After weeks of French officials calling for stricter crypto regulation in France, a new regulatory regime on crypto firms will go to a vote in the country's National Assembly on Tuesday evening.
French legislators are debating whether to impose mandatory licensing for digital asset service providers before European Union-wide regulations come into effect towards the end of 2024.
Social-liberal Senator Hervé Maurey originally proposed that digital asset companies should obtain a mandatory license by October this year. This received a chilly reception from the crypto industry, as not a single company has obtained the hard-to-get accreditation, which is currently optional.
“The recent bankruptcy of FTX has highlighted the risks inherent in any investment in crypto assets, especially when the company operates outside of any regulation,” Maurey wrote in the text accompanying an amendment he introduced to a broader bill transposing EU law. In addition to Maurey's amendment, the National Assembly will weigh two others: one that would push the licensing deadline back, giving companies more time, another that would replace the mandatory license with a simpler registration.
At present, companies offering crypto services in France opt to register with the financial regulator, the Financial Markets Authority (AMF), instead of obtaining a license. 60 companies are currently on the list, meaning the French government sees them as professionally competent and compliant with anti-money laundering laws. The list includes Binance France, the global crypto behemoth's local subsidiary, and Société Générale, one of the country's leading banking groups.
To get a full license from the AMF, however, firms need to secure liability insurance or minimum equity, nail down internal controls and follow cybersecurity protocols along with other organizational requirements. No firms have yet achieved this.
With an industry push, liberal-centrist Senator Daniel Labaronne proposed an alternative amendment last Friday, suggesting that the more common registration process could beef up with more measures on consumer protection and corporate controls for crypto firms to abide by under supervision of the AMF. These measures would be more achievable compared to the high-tier license.
Earlier last week, Labaronne also proposed to move the licensing deadline to January 2024 instead of October 2023, to buy the industry more time. This leaves three possibilities for new national laws on crypto firms that policymakers will determine during Tuesday’s vote.
A bridge to MiCA
The last amendment by Labaronne is the mildest option for the French crypto sector. It also builds the competence of firms towards provisions suggested under the EU’s Markets in Crypto-Assets regulation, which will become a requirement in the coming years, Faustine Fleuret, head of French crypto advocacy group ADAN, told The Block.

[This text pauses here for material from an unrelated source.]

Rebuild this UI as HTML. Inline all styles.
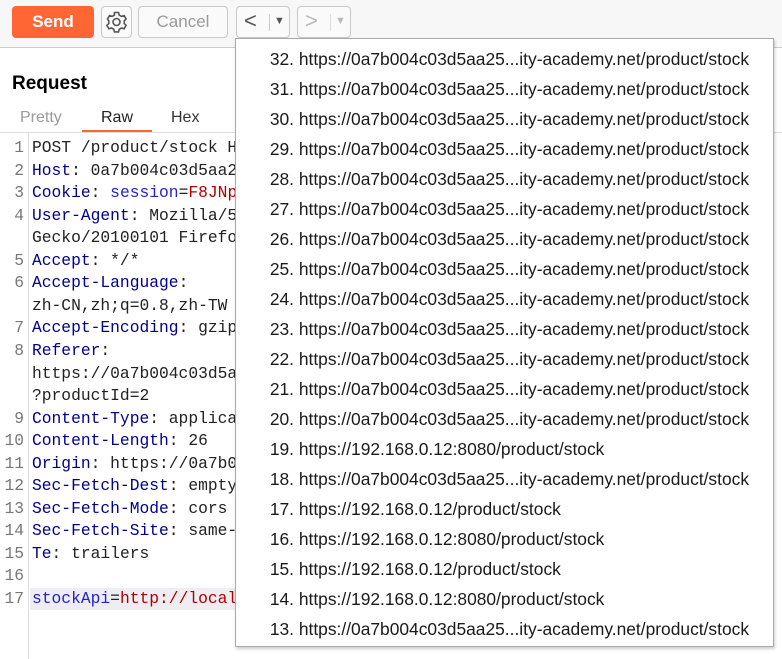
<!DOCTYPE html>
<html><head><meta charset="utf-8"><style>
*{margin:0;padding:0;box-sizing:border-box}
body{width:782px;height:659px;background:#fff;position:relative;overflow:hidden;font-family:"Liberation Sans","Noto Sans CJK SC",sans-serif}
.top{position:absolute;left:0;top:0;width:782px;height:48px;background:#f7f7f7;border-bottom:1px solid #ccc}
.btn{position:absolute;top:6px;height:32px;border:1px solid #c8c8c8;border-radius:4px;background:#fafafa}
.send{left:12px;width:82px;background:#ff6633;border-color:#ff6633;color:#fff;font-weight:bold;font-size:17px;text-align:center;line-height:30px}
.cancel{left:138px;width:90px;color:#999;font-size:17px;text-align:center;line-height:30px}
.req{position:absolute;left:12px;top:73px;font-weight:bold;font-size:19px;color:#000}
.tab{position:absolute;top:108px;font-size:16px}
.code{position:absolute;left:0;top:137px;font-family:"Liberation Mono",monospace;font-size:16.3px;line-height:22.55px;white-space:pre;color:#222}
.ln{position:absolute;left:0;width:24px;text-align:right;color:#777}
.tx{position:absolute;left:32px}
.k{color:#00008b}.b{color:#2424c8}.r{color:#b00000}
.dd{position:absolute;left:235px;top:38px;width:539px;height:609px;background:#fff;border:1px solid #aaa;box-shadow:1px 2px 3px rgba(0,0,0,.2);overflow:hidden}
.it{position:absolute;left:0;width:535px;font-size:17.4px;color:#1a1a1a;white-space:nowrap;height:30px;line-height:30px}
.it b{font-weight:normal;display:inline-block;width:58px;text-align:right}
</style></head><body>
<div class="top">
<div class="btn send">Send</div>
<div class="btn" style="left:101px;width:31px;">
<svg width="29" height="30" viewBox="0 0 29 30"><g fill="none" stroke="#555" stroke-width="1.6"><circle cx="14.5" cy="15" r="3.5"/><path d="M12.5 5.5h4l.7 2.6 2.3 1.3 2.6-.8 2 3.4-1.9 1.9v2.6l1.9 1.9-2 3.4-2.6-.8-2.3 1.3-.7 2.6h-4l-.7-2.6-2.3-1.3-2.6.8-2-3.4 1.9-1.9v-2.6L5.5 12l2-3.4 2.6.8 2.3-1.3z"/></g></svg></div>
<div class="btn cancel">Cancel</div>
<div class="btn" style="left:236px;width:54px;color:#555;font-size:22px;line-height:28px;padding-left:7px">&lt;<span style="position:absolute;left:32px;top:7px;height:17px;border-left:1px solid #ccc"></span><span style="position:absolute;left:37px;top:0;font-size:11px">▼</span></div>
<div class="btn" style="left:297px;width:54px;color:#bbb;font-size:22px;line-height:28px;padding-left:7px">&gt;<span style="position:absolute;left:32px;top:7px;height:17px;border-left:1px solid #ddd"></span><span style="position:absolute;left:37px;top:0;font-size:11px">▼</span></div>
</div>
<div class="req">Request</div>
<div class="tab" style="left:20px;top:109px;color:#999">Pretty</div>
<div class="tab" style="left:101px;top:109px;color:#222">Raw</div>
<div style="position:absolute;left:82px;top:130px;width:70px;height:2px;background:#ff6633"></div>
<div class="tab" style="left:171px;top:109px;color:#333">Hex</div>
<div style="position:absolute;left:0;top:132px;width:782px;border-top:1px solid #ddd"></div>
<div style="position:absolute;left:28px;top:133px;height:526px;border-left:1px solid #ddd"></div>
<div style="position:absolute;left:30px;top:588px;width:210px;height:22px;background:#eeeef2"></div>
<div class="code">
<div class="ln" style="top:0">1</div><div class="tx" style="top:0">POST /product/stock HTTP/2</div>
<div class="ln" style="top:22.55px">2</div><div class="tx" style="top:22.55px"><span class="k">Host</span>: 0a7b004c03d5aa25</div>
<div class="ln" style="top:45.1px">3</div><div class="tx" style="top:45.1px"><span class="k">Cookie</span>: <span class="b">session</span>=<span class="r">F8JNp</span></div>
<div class="ln" style="top:67.65px">4</div><div class="tx" style="top:67.65px"><span class="k">User-Agent</span>: Mozilla/5.0</div>
<div class="tx" style="top:90.2px">Gecko/20100101 Firefox</div>
<div class="ln" style="top:112.75px">5</div><div class="tx" style="top:112.75px"><span class="k">Accept</span>: */*</div>
<div class="ln" style="top:135.3px">6</div><div class="tx" style="top:135.3px"><span class="k">Accept-Language</span>:</div>
<div class="tx" style="top:157.85px">zh-CN,zh;q=0.8,zh-TW</div>
<div class="ln" style="top:180.4px">7</div><div class="tx" style="top:180.4px"><span class="k">Accept-Encoding</span>: gzip</div>
<div class="ln" style="top:202.95px">8</div><div class="tx" style="top:202.95px"><span class="k">Referer</span>:</div>
<div class="tx" style="top:225.5px">https://0a7b004c03d5aa</div>
<div class="tx" style="top:248.05px">?productId=2</div>
<div class="ln" style="top:270.6px">9</div><div class="tx" style="top:270.6px"><span class="k">Content-Type</span>: application</div>
<div class="ln" style="top:293.15px">10</div><div class="tx" style="top:293.15px"><span class="k">Content-Length</span>: 26</div>
<div class="ln" style="top:315.7px">11</div><div class="tx" style="top:315.7px"><span class="k">Origin</span>: https://0a7b0</div>
<div class="ln" style="top:338.25px">12</div><div class="tx" style="top:338.25px"><span class="k">Sec-Fetch-Dest</span>: empty</div>
<div class="ln" style="top:360.8px">13</div><div class="tx" style="top:360.8px"><span class="k">Sec-Fetch-Mode</span>: cors</div>
<div class="ln" style="top:383.35px">14</div><div class="tx" style="top:383.35px"><span class="k">Sec-Fetch-Site</span>: same-</div>
<div class="ln" style="top:405.9px">15</div><div class="tx" style="top:405.9px"><span class="k">Te</span>: trailers</div>
<div class="ln" style="top:428.45px">16</div>
<div class="ln" style="top:451px">17</div><div class="tx" style="top:451px"><span class="b">stockApi</span>=<span class="r">http://localhost</span></div>
</div>
<div class="dd">
<div class="it" style="top:5px"><b>32.</b> https://0a7b004c03d5aa25...ity-academy.net/product/stock</div>
<div class="it" style="top:35px"><b>31.</b> https://0a7b004c03d5aa25...ity-academy.net/product/stock</div>
<div class="it" style="top:65px"><b>30.</b> https://0a7b004c03d5aa25...ity-academy.net/product/stock</div>
<div class="it" style="top:95px"><b>29.</b> https://0a7b004c03d5aa25...ity-academy.net/product/stock</div>
<div class="it" style="top:125px"><b>28.</b> https://0a7b004c03d5aa25...ity-academy.net/product/stock</div>
<div class="it" style="top:155px"><b>27.</b> https://0a7b004c03d5aa25...ity-academy.net/product/stock</div>
<div class="it" style="top:185px"><b>26.</b> https://0a7b004c03d5aa25...ity-academy.net/product/stock</div>
<div class="it" style="top:215px"><b>25.</b> https://0a7b004c03d5aa25...ity-academy.net/product/stock</div>
<div class="it" style="top:245px"><b>24.</b> https://0a7b004c03d5aa25...ity-academy.net/product/stock</div>
<div class="it" style="top:275px"><b>23.</b> https://0a7b004c03d5aa25...ity-academy.net/product/stock</div>
<div class="it" style="top:305px"><b>22.</b> https://0a7b004c03d5aa25...ity-academy.net/product/stock</div>
<div class="it" style="top:335px"><b>21.</b> https://0a7b004c03d5aa25...ity-academy.net/product/stock</div>
<div class="it" style="top:365px"><b>20.</b> https://0a7b004c03d5aa25...ity-academy.net/product/stock</div>
<div class="it" style="top:395px"><b>19.</b> https://192.168.0.12:8080/product/stock</div>
<div class="it" style="top:425px"><b>18.</b> https://0a7b004c03d5aa25...ity-academy.net/product/stock</div>
<div class="it" style="top:455px"><b>17.</b> https://192.168.0.12/product/stock</div>
<div class="it" style="top:485px"><b>16.</b> https://192.168.0.12:8080/product/stock</div>
<div class="it" style="top:515px"><b>15.</b> https://192.168.0.12/product/stock</div>
<div class="it" style="top:545px"><b>14.</b> https://192.168.0.12:8080/product/stock</div>
<div class="it" style="top:575px"><b>13.</b> https://0a7b004c03d5aa25...ity-academy.net/product/stock</div>
</div>
</body></html>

The upgraded registration option covers requirements on governance, reporting to regulators and segregation of funds — all of which are already covered by MiCA, which is expected to pass a final vote in April.
"These proposals are a step in the right direction, both to effectively protect the investor and to preserve the dynamics of innovation and business creation in France," Fleuret said.
Fleuret is also worried that the AMF lacks sufficient resources to take on the influx of crypto supervision, especially if the more stringent amendments accelerating mandatory licensing pass in the National Assembly. The French regulator is still building up capacity to supervise the crypto sector.
“The resources allocated by the AMF to the process of these files are constantly increasing and the AMF will continue to mobilize the resources necessary to carry out this mission,” an AMF spokesperson said, referring to the possibility of accelerated licensing.
Whichever amendment passes, companies which are already registered will be able to continue to operate until the end of the transition period which MiCA offers, likely in early 2026.
The push for stricter regulation on for crypto firms is a common call-to-action from policymakers post-FTX debacle. In the European Parliament, MEPs urged regulators to speed up the implementation of MiCA. Regulators quickly dispelled this would be a feasible possibility.
The AMF joined the chorus of French policymakers and central bankers supporting the acceleration of crypto licensing in response to November's meltdown of the crypto exchange giant.
“The crypto universe must now make a clear choice to embrace regulation and investor protection. This is in its own interest because one black sheep can easily bring an entire industry into disrepute,” said AMF Chair Marie-Anne Barbat-Layani earlier this month. “The AMF, like the French Parliament, is calling for an acceleration of the transition to mandatory registration for service providers that are currently not registered.”
Disclaimer: Beginning in 2021, Michael McCaffrey, the former CEO and majority owner of The Block, took a series of loans from founder and former FTX and Alameda CEO Sam Bankman-Fried. McCaffrey resigned from the company in December 2022 after failing to disclose those transactions.